Quote the whole listing exactly. Leave the pictures out of your copy.

### PROVIDED DATA
>> BEGIN

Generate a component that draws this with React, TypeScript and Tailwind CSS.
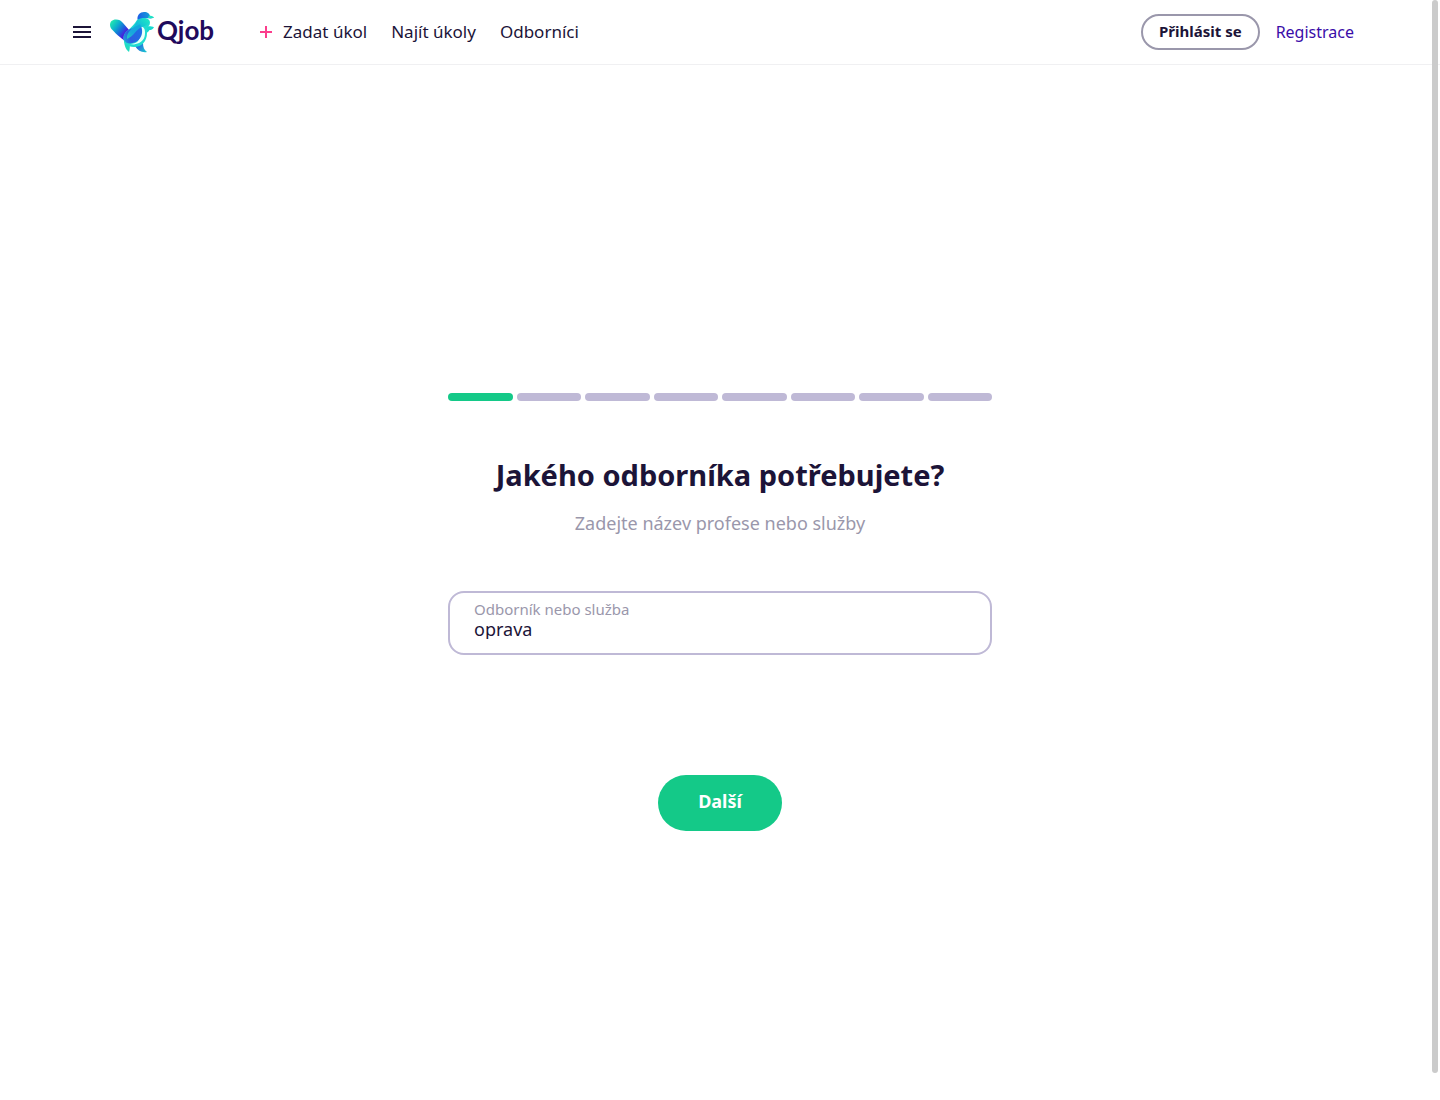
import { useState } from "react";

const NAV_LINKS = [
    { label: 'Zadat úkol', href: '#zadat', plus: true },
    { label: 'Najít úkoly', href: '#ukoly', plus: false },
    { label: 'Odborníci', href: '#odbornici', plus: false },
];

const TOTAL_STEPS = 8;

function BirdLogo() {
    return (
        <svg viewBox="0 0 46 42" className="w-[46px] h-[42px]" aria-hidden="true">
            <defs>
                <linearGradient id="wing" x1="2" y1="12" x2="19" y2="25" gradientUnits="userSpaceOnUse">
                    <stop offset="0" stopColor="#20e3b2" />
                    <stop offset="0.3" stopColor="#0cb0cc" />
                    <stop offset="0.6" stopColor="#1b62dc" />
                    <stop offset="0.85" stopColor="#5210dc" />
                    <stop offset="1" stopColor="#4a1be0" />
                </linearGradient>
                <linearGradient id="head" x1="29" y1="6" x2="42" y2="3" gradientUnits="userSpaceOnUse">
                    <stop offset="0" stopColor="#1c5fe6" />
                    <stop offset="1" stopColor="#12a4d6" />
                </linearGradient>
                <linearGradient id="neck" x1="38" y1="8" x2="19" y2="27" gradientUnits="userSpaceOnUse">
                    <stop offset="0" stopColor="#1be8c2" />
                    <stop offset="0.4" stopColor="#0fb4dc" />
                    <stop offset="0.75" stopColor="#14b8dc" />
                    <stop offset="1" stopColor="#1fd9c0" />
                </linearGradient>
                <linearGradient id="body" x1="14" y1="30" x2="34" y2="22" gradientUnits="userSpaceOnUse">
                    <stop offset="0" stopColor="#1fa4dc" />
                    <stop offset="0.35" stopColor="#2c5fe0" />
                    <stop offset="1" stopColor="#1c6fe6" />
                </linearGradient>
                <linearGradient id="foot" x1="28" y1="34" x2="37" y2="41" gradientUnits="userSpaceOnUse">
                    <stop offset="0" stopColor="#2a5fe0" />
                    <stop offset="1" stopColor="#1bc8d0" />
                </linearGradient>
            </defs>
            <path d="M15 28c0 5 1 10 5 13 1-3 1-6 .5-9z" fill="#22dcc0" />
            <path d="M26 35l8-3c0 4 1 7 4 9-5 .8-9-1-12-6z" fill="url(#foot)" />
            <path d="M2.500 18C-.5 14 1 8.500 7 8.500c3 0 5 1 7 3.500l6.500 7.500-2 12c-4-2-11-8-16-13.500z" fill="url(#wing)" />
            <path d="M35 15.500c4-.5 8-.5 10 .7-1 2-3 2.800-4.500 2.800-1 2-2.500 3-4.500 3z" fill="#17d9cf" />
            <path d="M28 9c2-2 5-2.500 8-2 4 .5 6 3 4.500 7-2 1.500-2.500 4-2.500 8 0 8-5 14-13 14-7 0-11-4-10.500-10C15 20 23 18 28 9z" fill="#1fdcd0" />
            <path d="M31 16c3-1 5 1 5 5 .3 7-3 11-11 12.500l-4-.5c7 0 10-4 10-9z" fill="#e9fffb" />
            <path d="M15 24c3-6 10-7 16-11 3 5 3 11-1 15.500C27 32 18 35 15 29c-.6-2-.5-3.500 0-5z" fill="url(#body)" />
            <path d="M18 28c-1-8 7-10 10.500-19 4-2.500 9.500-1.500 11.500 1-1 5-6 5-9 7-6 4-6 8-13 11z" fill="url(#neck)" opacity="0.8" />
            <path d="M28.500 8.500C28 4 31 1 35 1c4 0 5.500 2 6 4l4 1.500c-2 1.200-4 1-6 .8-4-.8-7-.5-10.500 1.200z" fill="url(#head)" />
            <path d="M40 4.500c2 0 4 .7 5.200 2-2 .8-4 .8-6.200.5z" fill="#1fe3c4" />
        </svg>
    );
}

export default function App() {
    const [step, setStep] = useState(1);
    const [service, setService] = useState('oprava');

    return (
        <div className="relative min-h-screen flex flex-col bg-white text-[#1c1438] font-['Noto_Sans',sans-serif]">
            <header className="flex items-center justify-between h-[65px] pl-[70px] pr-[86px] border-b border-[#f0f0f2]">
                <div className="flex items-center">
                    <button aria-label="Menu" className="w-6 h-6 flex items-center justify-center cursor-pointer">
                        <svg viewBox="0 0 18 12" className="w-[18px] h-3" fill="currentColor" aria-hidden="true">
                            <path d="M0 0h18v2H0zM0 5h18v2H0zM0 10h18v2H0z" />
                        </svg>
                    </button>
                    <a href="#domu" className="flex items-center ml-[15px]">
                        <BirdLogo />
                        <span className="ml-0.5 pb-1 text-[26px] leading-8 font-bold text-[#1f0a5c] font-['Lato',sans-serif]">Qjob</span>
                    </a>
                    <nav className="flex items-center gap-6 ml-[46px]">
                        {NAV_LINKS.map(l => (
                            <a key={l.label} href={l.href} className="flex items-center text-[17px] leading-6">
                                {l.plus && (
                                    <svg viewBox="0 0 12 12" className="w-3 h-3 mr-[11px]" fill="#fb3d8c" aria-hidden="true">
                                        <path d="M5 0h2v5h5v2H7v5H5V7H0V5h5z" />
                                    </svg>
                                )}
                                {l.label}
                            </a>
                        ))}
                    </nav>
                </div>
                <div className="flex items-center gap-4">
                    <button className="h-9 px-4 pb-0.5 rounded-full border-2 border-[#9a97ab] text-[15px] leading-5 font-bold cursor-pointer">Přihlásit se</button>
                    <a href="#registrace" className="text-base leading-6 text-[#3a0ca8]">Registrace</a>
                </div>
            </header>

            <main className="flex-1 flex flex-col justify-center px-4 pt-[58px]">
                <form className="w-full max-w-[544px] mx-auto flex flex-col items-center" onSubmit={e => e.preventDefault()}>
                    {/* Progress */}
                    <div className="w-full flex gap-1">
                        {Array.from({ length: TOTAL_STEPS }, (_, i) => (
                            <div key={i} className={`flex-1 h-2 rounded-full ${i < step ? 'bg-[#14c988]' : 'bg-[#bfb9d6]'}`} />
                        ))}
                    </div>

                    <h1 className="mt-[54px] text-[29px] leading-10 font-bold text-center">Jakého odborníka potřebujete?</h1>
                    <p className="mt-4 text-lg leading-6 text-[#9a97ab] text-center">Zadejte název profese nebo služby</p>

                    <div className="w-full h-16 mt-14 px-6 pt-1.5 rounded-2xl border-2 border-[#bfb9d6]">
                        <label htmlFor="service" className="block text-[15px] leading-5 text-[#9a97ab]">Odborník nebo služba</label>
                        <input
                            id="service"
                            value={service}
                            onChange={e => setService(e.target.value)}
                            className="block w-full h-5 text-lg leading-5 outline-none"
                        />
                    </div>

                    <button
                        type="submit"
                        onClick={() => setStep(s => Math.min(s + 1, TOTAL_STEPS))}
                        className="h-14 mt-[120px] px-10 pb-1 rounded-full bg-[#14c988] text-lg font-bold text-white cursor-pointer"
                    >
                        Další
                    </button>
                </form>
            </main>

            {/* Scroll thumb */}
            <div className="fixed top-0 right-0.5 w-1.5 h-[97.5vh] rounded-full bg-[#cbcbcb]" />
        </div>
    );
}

>> END

### ANSWER TO THIS EXERCISE
Generate a component that draws this with React, TypeScript and Tailwind CSS.
import { useState } from "react";

const NAV_LINKS = [
    { label: 'Zadat úkol', href: '#zadat', plus: true },
    { label: 'Najít úkoly', href: '#ukoly', plus: false },
    { label: 'Odborníci', href: '#odbornici', plus: false },
];

const TOTAL_STEPS = 8;

function BirdLogo() {
    return (
        <svg viewBox="0 0 46 42" className="w-[46px] h-[42px]" aria-hidden="true">
            <defs>
                <linearGradient id="wing" x1="2" y1="12" x2="19" y2="25" gradientUnits="userSpaceOnUse">
                    <stop offset="0" stopColor="#20e3b2" />
                    <stop offset="0.3" stopColor="#0cb0cc" />
                    <stop offset="0.6" stopColor="#1b62dc" />
                    <stop offset="0.85" stopColor="#5210dc" />
                    <stop offset="1" stopColor="#4a1be0" />
                </linearGradient>
                <linearGradient id="head" x1="29" y1="6" x2="42" y2="3" gradientUnits="userSpaceOnUse">
                    <stop offset="0" stopColor="#1c5fe6" />
                    <stop offset="1" stopColor="#12a4d6" />
                </linearGradient>
                <linearGradient id="neck" x1="38" y1="8" x2="19" y2="27" gradientUnits="userSpaceOnUse">
                    <stop offset="0" stopColor="#1be8c2" />
                    <stop offset="0.4" stopColor="#0fb4dc" />
                    <stop offset="0.75" stopColor="#14b8dc" />
                    <stop offset="1" stopColor="#1fd9c0" />
                </linearGradient>
                <linearGradient id="body" x1="14" y1="30" x2="34" y2="22" gradientUnits="userSpaceOnUse">
                    <stop offset="0" stopColor="#1fa4dc" />
                    <stop offset="0.35" stopColor="#2c5fe0" />
                    <stop offset="1" stopColor="#1c6fe6" />
                </linearGradient>
                <linearGradient id="foot" x1="28" y1="34" x2="37" y2="41" gradientUnits="userSpaceOnUse">
                    <stop offset="0" stopColor="#2a5fe0" />
                    <stop offset="1" stopColor="#1bc8d0" />
                </linearGradient>
            </defs>
            <path d="M15 28c0 5 1 10 5 13 1-3 1-6 .5-9z" fill="#22dcc0" />
            <path d="M26 35l8-3c0 4 1 7 4 9-5 .8-9-1-12-6z" fill="url(#foot)" />
            <path d="M2.500 18C-.5 14 1 8.500 7 8.500c3 0 5 1 7 3.500l6.500 7.500-2 12c-4-2-11-8-16-13.500z" fill="url(#wing)" />
            <path d="M35 15.500c4-.5 8-.5 10 .7-1 2-3 2.800-4.500 2.800-1 2-2.500 3-4.500 3z" fill="#17d9cf" />
            <path d="M28 9c2-2 5-2.500 8-2 4 .5 6 3 4.500 7-2 1.500-2.500 4-2.500 8 0 8-5 14-13 14-7 0-11-4-10.500-10C15 20 23 18 28 9z" fill="#1fdcd0" />
            <path d="M31 16c3-1 5 1 5 5 .3 7-3 11-11 12.500l-4-.5c7 0 10-4 10-9z" fill="#e9fffb" />
            <path d="M15 24c3-6 10-7 16-11 3 5 3 11-1 15.500C27 32 18 35 15 29c-.6-2-.5-3.500 0-5z" fill="url(#body)" />
            <path d="M18 28c-1-8 7-10 10.500-19 4-2.500 9.500-1.500 11.500 1-1 5-6 5-9 7-6 4-6 8-13 11z" fill="url(#neck)" opacity="0.8" />
            <path d="M28.500 8.500C28 4 31 1 35 1c4 0 5.500 2 6 4l4 1.500c-2 1.200-4 1-6 .8-4-.8-7-.5-10.500 1.200z" fill="url(#head)" />
            <path d="M40 4.500c2 0 4 .7 5.200 2-2 .8-4 .8-6.200.5z" fill="#1fe3c4" />
        </svg>
    );
}

export default function App() {
    const [step, setStep] = useState(1);
    const [service, setService] = useState('oprava');

    return (
        <div className="relative min-h-screen flex flex-col bg-white text-[#1c1438] font-['Noto_Sans',sans-serif]">
            <header className="flex items-center justify-between h-[65px] pl-[70px] pr-[86px] border-b border-[#f0f0f2]">
                <div className="flex items-center">
                    <button aria-label="Menu" className="w-6 h-6 flex items-center justify-center cursor-pointer">
                        <svg viewBox="0 0 18 12" className="w-[18px] h-3" fill="currentColor" aria-hidden="true">
                            <path d="M0 0h18v2H0zM0 5h18v2H0zM0 10h18v2H0z" />
                        </svg>
                    </button>
                    <a href="#domu" className="flex items-center ml-[15px]">
                        <BirdLogo />
                        <span className="ml-0.5 pb-1 text-[26px] leading-8 font-bold text-[#1f0a5c] font-['Lato',sans-serif]">Qjob</span>
                    </a>
                    <nav className="flex items-center gap-6 ml-[46px]">
                        {NAV_LINKS.map(l => (
                            <a key={l.label} href={l.href} className="flex items-center text-[17px] leading-6">
                                {l.plus && (
                                    <svg viewBox="0 0 12 12" className="w-3 h-3 mr-[11px]" fill="#fb3d8c" aria-hidden="true">
                                        <path d="M5 0h2v5h5v2H7v5H5V7H0V5h5z" />
                                    </svg>
                                )}
                                {l.label}
                            </a>
                        ))}
                    </nav>
                </div>
                <div className="flex items-center gap-4">
                    <button className="h-9 px-4 pb-0.5 rounded-full border-2 border-[#9a97ab] text-[15px] leading-5 font-bold cursor-pointer">Přihlásit se</button>
                    <a href="#registrace" className="text-base leading-6 text-[#3a0ca8]">Registrace</a>
                </div>
            </header>

            <main className="flex-1 flex flex-col justify-center px-4 pt-[58px]">
                <form className="w-full max-w-[544px] mx-auto flex flex-col items-center" onSubmit={e => e.preventDefault()}>
                    {/* Progress */}
                    <div className="w-full flex gap-1">
                        {Array.from({ length: TOTAL_STEPS }, (_, i) => (
                            <div key={i} className={`flex-1 h-2 rounded-full ${i < step ? 'bg-[#14c988]' : 'bg-[#bfb9d6]'}`} />
                        ))}
                    </div>

                    <h1 className="mt-[54px] text-[29px] leading-10 font-bold text-center">Jakého odborníka potřebujete?</h1>
                    <p className="mt-4 text-lg leading-6 text-[#9a97ab] text-center">Zadejte název profese nebo služby</p>

                    <div className="w-full h-16 mt-14 px-6 pt-1.5 rounded-2xl border-2 border-[#bfb9d6]">
                        <label htmlFor="service" className="block text-[15px] leading-5 text-[#9a97ab]">Odborník nebo služba</label>
                        <input
                            id="service"
                            value={service}
                            onChange={e => setService(e.target.value)}
                            className="block w-full h-5 text-lg leading-5 outline-none"
                        />
                    </div>

                    <button
                        type="submit"
                        onClick={() => setStep(s => Math.min(s + 1, TOTAL_STEPS))}
                        className="h-14 mt-[120px] px-10 pb-1 rounded-full bg-[#14c988] text-lg font-bold text-white cursor-pointer"
                    >
                        Další
                    </button>
                </form>
            </main>

            {/* Scroll thumb */}
            <div className="fixed top-0 right-0.5 w-1.5 h-[97.5vh] rounded-full bg-[#cbcbcb]" />
        </div>
    );
}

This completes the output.